Ieri è stato altresì annunciato che saranno mantenuti fermi i tassi e sono state aggiornate le previsioni dello staff degli economisti della Bce, i cui ritmi e tempi sono perfettamente in linea con lo spartito di Draghi. Il Pil dell’Eurozona, dopo l’Adagio del 2014, crescerà all’Andante dell’1.5% nel 2015, poi all’Allegro-moderato dell'1.9% nel 2016, fino all’Allegro del 2.1% nel 2017. Nello stesso tempo l’inflazione si riprenderà salendo dallo 0% del 2015 all’1.5% nel 2016, per arrivare all’1.8% nel 2017, vicina, cioè al target del 2%. Il tutto favorito dal calo del prezzo del petrolio che restituisce potere d’acquisto alle famiglie e riduce i costi delle imprese, dal ribasso dell’euro sul dollaro che l’annuncio del Qe ha reso possibile e dagli stimoli monetari del Qe stesso. Gli ultimi mesi, è l’analisi della Bce, hanno visto migliorare le condizioni dell’economia europea (come confermano anche le ultime stime Istat sullo stesso Pil italiano).

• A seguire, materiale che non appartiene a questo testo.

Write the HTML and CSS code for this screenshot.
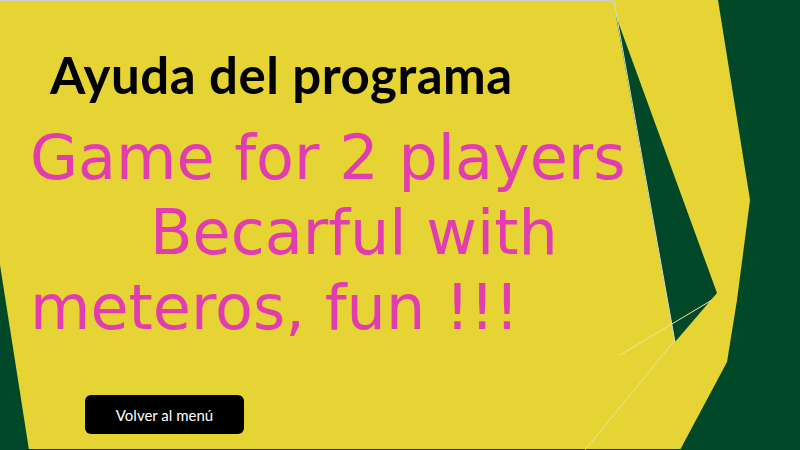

Ma per raggiungere gli obiettivi previsionali di crescita che ora sono alla nostra portata - ha aggiunto Draghi - le condizioni esterne ed interne favorevoli non basteranno se i Paesi non proseguiranno nel loro sforzo di riforme. Quando ieri il Consiglio della Bce è arrivato a Cipro è stato accolto da alcune manifestazioni di protesta. Alcune persone avevano dei cartelli con scritto: “Salvate la gente, non le banche”. Ma l’obiettivo della protesta, come spesso accade quando il populismo dilaga e le idee sono confuse, era sbagliato. La Bce di Draghi, infatti, ha salvato prima di tutto l’euro, senza il quale oggi saremmo tutti a piedi, poi il resto, comprese le banche e la Grecia stessa. Perché la Bce, come ha puntualizzato Draghi «è la Banca centrale della Grecia», dato che i prestiti ad Atene sono raddoppiati a 100 miliardi di euro in un mese e mezzo raggiungendo il 68% del Pil, un record assoluto nell’Eurozona. Atene, per inciso, data la particolare situazione del Paese, è ovviamente esclusa dal Qe. E non solo perché ha già avuto molto dalla Bce. Ma perché deve ancora spiegare come potrà andare avanti reggendosi sulle sue gambe.



La verità è che non spetta a Francoforte trovare la quadra tra austerità e crescita. Questo, infatti, è un compito di Bruxelles e dei governi dei Paesi membri dell’Eurozona. La Bce fa la banca centrale, punto e basta: è un concetto fondamentale che deve essere compreso (e non strumentalizzato) anche da parte di coloro, come i leader greci, che hanno legittime speranze che la politica economica europea possa cambiare. Ma, possibilmente, senza sfasciare tutto.



Sicché il direttore d'orchestra Draghi nella conferenza stampa di Cipro si è anche tolto qualche sassolino dalla scarpa dando una esplicita bacchettata a Tsipras, che con proclami ed atteggiamenti irresponsabili aveva fatto vacillare paurosamente nelle scorse settimane il sistema bancario greco, che poi, fatti i danni, è toccato alla Bce, come da copione, soccorrere. «Certe dichiarazioni - ha stigmatizzato Draghi - portano a volatilità sui mercati, aumentano gli spread, fanno dissolvere il collaterale e rischiano di compromettere gli sforzi della Grecia stessa».